Distributionally Robust Surrogate Optimal Control for High-Dimensional Systems (2105.10070v2)

Abstract: This paper presents a novel methodology for tractably solving optimal control and offline reinforcement learning problems for high-dimensional systems. This work is motivated by the ongoing challenges of safety, computation, and optimality in high-dimensional optimal control. We address these key questions with the following approach. First, we identify a sequence-modeling surrogate methodology which takes as input the initial state and a time series of control inputs, and outputs an approximation of the objective function and trajectories of constraint functions.
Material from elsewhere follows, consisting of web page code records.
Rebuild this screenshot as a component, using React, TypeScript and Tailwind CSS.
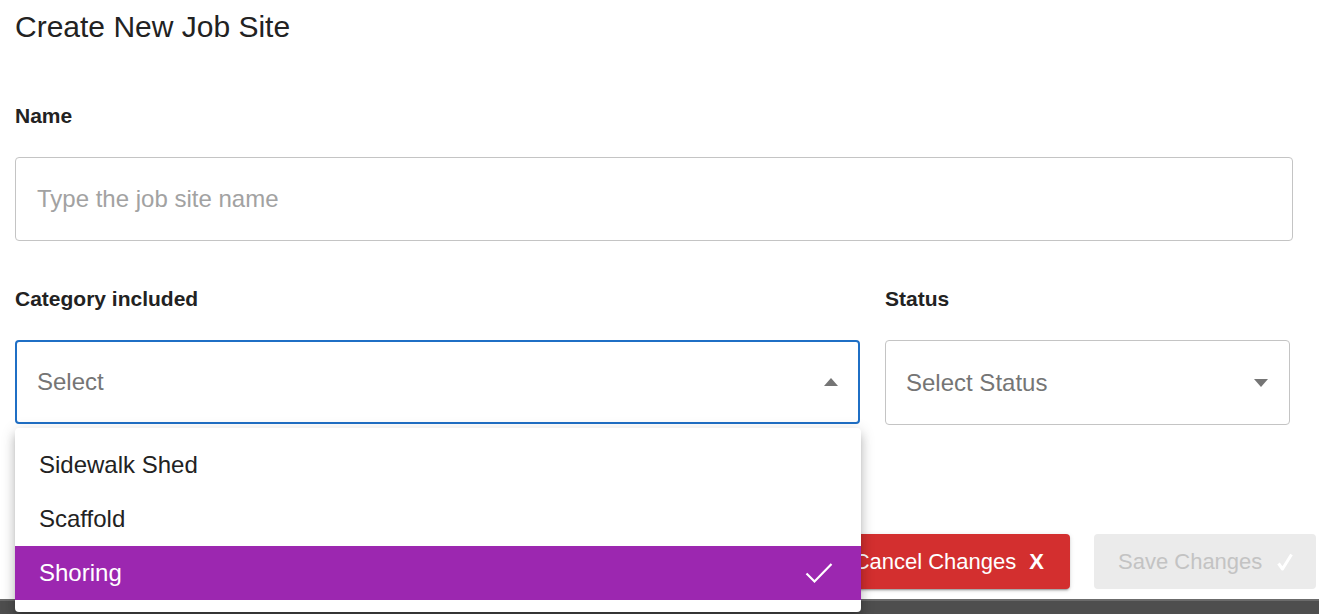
import React from "react";

const categories = ["Sidewalk Shed", "Scaffold", "Shoring"];
const selected = "Shoring";

// small triangle used by the select boxes
const Caret: React.FC<{ up?: boolean }> = ({ up }) => (
  <svg width="14" height="8" viewBox="0 0 14 8" className="shrink-0">
    <path d={up ? "M0 8 L7 0 L14 8 Z" : "M0 0 L7 8 L14 0 Z"} fill="#757575" />
  </svg>
);

export default function App() {
  return (
    <div className="relative h-[614px] w-[1319px] overflow-hidden bg-white font-['Liberation_Sans',Arial,sans-serif] text-[#222]">
      <div className="pl-[15px] pt-[12px]">
        <h1 className="text-[30px] leading-[30px] font-normal">Create New Job Site</h1>

        {/* Name */}
        <label className="mt-[63px] block text-[21px] leading-[21px] font-bold">Name</label>
        <div className="mt-[31px] flex h-[84px] w-[1278px] items-center rounded-[4px] border border-[#c4c4c4] px-[21px]">
          <span className="text-[24px] text-[#a2a2a2]">Type the job site name</span>
        </div>

        {/* Category + Status */}
        <div className="mt-[47px] grid grid-cols-[845px_405px] gap-x-[25px]">
          <label className="block text-[21px] leading-[21px] font-bold">Category included</label>
          <label className="block text-[21px] leading-[21px] font-bold">Status</label>

          <div className="relative mt-[31px]">
            <div className="flex h-[84px] items-center justify-between rounded-[4px] border-2 border-[#1f6fc5] pl-[20px] pr-[20px]">
              <span className="text-[24px] text-[#757575]">Select</span>
              <Caret up />
            </div>

            {/* open dropdown */}
            <div className="absolute left-0 top-[88px] z-20 w-[846px] rounded-[4px] bg-white pt-[10px] pb-[12px] shadow-[0_5px_5px_-3px_rgba(0,0,0,0.2),0_8px_10px_1px_rgba(0,0,0,0.14),0_3px_14px_2px_rgba(0,0,0,0.12)]">
              {categories.map((c) => (
                <div
                  key={c}
                  className={`flex h-[54px] items-center justify-between pl-[24px] pr-[28px] text-[24px] ${
                    c === selected ? "bg-[#9c27b0] text-white" : "text-[#222]"
                  }`}
                >
                  <span>{c}</span>
                  {c === selected && (
                    <svg width="28" height="24" viewBox="0 0 28 24" fill="none">
                      <path d="M1.5 12.5 L9.5 20.5 L26.5 3" stroke="white" strokeWidth="2.2" />
                    </svg>
                  )}
                </div>
              ))}
            </div>
          </div>

          <div className="mt-[31px] flex h-[85px] items-center justify-between rounded-[4px] border border-[#c4c4c4] pl-[20px] pr-[21px]">
            <span className="text-[24px] text-[#757575]">Select Status</span>
            <Caret />
          </div>
        </div>

        {/* Buttons */}
        <div className="mt-[109px] flex justify-end gap-[24px] pr-[3px]">
          <button className="flex h-[55px] items-center gap-[13px] rounded-[4px] bg-[#d32f2f] pl-[24px] pr-[26px] text-[22px] text-white shadow-[0_3px_1px_-2px_rgba(0,0,0,0.2),0_2px_2px_0_rgba(0,0,0,0.14),0_1px_5px_0_rgba(0,0,0,0.12)]">
            <span>Cancel Changes</span>
            <span className="text-[22px] font-bold">X</span>
          </button>
          <button className="flex h-[55px] w-[222px] items-center gap-[15px] rounded-[4px] bg-[#ebebeb] pl-[24px] text-[22px] text-[#c3c3c3]">
            <span>Save Changes</span>
            <svg width="16" height="18" viewBox="0 0 16 18" fill="none">
              <path d="M1.5 10.5 L5.5 16 L14.5 1.5" stroke="white" strokeWidth="3" strokeLinejoin="round" />
            </svg>
          </button>
        </div>
      </div>

      {/* bottom bar */}
      <div className="absolute bottom-0 left-0 h-[15px] w-full border-t-[2px] border-[#6b6b6b] bg-[#4e4e4e]" />
    </div>
  );
}
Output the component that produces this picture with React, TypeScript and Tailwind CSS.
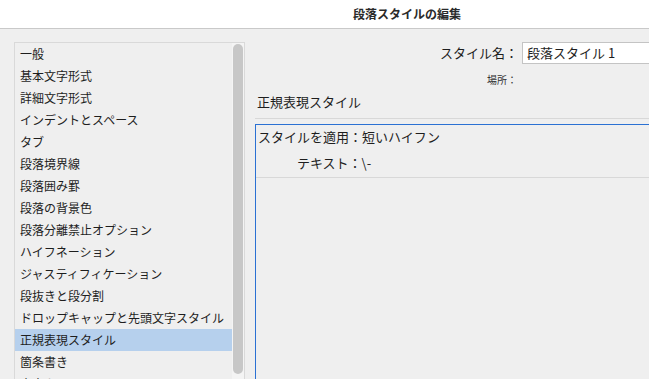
import React from "react";

const categories = [
    "一般",
    "基本文字形式",
    "詳細文字形式",
    "インデントとスペース",
    "タブ",
    "段落境界線",
    "段落囲み罫",
    "段落の背景色",
    "段落分離禁止オプション",
    "ハイフネーション",
    "ジャスティフィケーション",
    "段抜きと段分割",
    "ドロップキャップと先頭文字スタイル",
    "正規表現スタイル",
    "箇条書き",
    "文字カラー",
];

const selected = "正規表現スタイル";

export default function App() {
    return (
        <div
            className="w-[649px] h-[379px] overflow-hidden bg-[#efefef] text-[#1e1e1e] flex flex-col"
            style={{ fontFamily: '"Noto Sans CJK JP", "Noto Sans", sans-serif' }}
        >
            {/* title bar */}
            <div className="h-[29px] shrink-0 bg-white border-b border-[#c9c9c9] flex items-center pl-[353px]">
                <span className="text-[12px] font-bold text-[#2a2a2a] leading-none">段落スタイルの編集</span>
            </div>

            <div className="flex flex-1 min-h-0">
                {/* category list */}
                <div className="pl-[14px] pt-[13px] shrink-0">
                    <div className="w-[231px] h-[400px] border border-[#d9d9d9] flex">
                        <ul className="w-[217px]">
                            {categories.map((c) => (
                                <li
                                    key={c}
                                    className={
                                        "h-[22px] leading-[22px] pl-[5px] text-[12px] whitespace-nowrap " +
                                        (c === selected ? "bg-[#b6d0ed]" : "")
                                    }
                                >
                                    {c}
                                </li>
                            ))}
                        </ul>
                        <div className="w-[12px] bg-[#f4f4f4] pl-[1px] pr-[1px] pt-[1px]">
                            <div className="w-[10px] h-[330px] rounded-full bg-[#c7c7c7]" />
                        </div>
                    </div>
                </div>

                {/* settings pane */}
                <div className="flex-1 min-w-0 flex flex-col">
                    <div className="flex items-center mt-[13px] h-[22px]">
                        <div className="w-[273px] shrink-0 text-right text-[13px] whitespace-nowrap">スタイル名：</div>
                        <div className="ml-[4px] w-[160px] shrink-0 h-[22px] bg-white border border-[#c4c4c4] flex items-center pl-[4px] text-[13px] whitespace-nowrap">
                            段落スタイル 1
                        </div>
                    </div>
                    <div className="flex mt-[9px] h-[12px] items-center">
                        <div className="w-[272px] shrink-0 text-right text-[10px] text-[#333] whitespace-nowrap">場所：</div>
                    </div>
                    <div className="pl-[12px] mt-[8px] h-[18px] leading-[18px] text-[13px] whitespace-nowrap">正規表現スタイル</div>
                    <div className="ml-[10px] mt-[7px] border-t border-[#d8d8d8]" />
                    <div className="ml-[10px] mt-[5px] flex-1 border-l border-t border-[#2b71d3] flex flex-col">
                        <div className="pt-[3px] pb-[5px] border-b border-[#d8d8d8] text-[13px] whitespace-nowrap">
                            <div className="pl-[2px] h-[18px] leading-[18px]">スタイルを適用：短いハイフン</div>
                            <div className="pl-[41px] mt-[8px] h-[18px] leading-[18px]">テキスト：\-</div>
                        </div>
                    </div>
                </div>
            </div>
        </div>
    );
}
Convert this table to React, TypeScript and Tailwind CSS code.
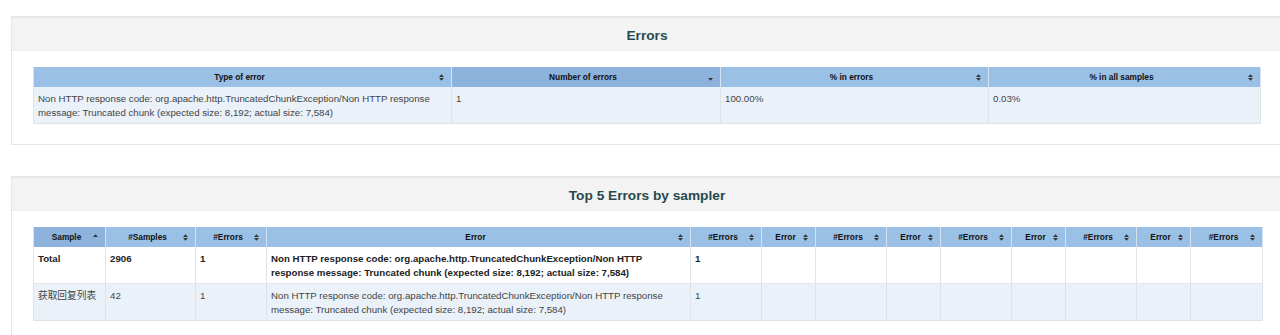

Importantly this approach entirely absorbs the individual state transition dynamics. The sole dependence on the initial state means we can apply dimensionality reduction to compress the model input while retaining most of its information. Uncertainty in the surrogate objective will affect the result optimality. Critically, however, uncertainty in the surrogate constraint functions will lead to infeasibility, i.e. unsafe actions. When considering offline reinforcement learning, the most significant modeling error will be encountered on out-of-distribution data. Therefore, we apply Wasserstein ambiguity sets to ``robustify'' our surrogate modeling approach subject to worst-case out-of-sample modeling error based on the distribution of test data residuals. We demonstrate the efficacy of this combined approach through a case study of safe optimal fast charging of a high-dimensional lithium-ion battery model at low temperatures.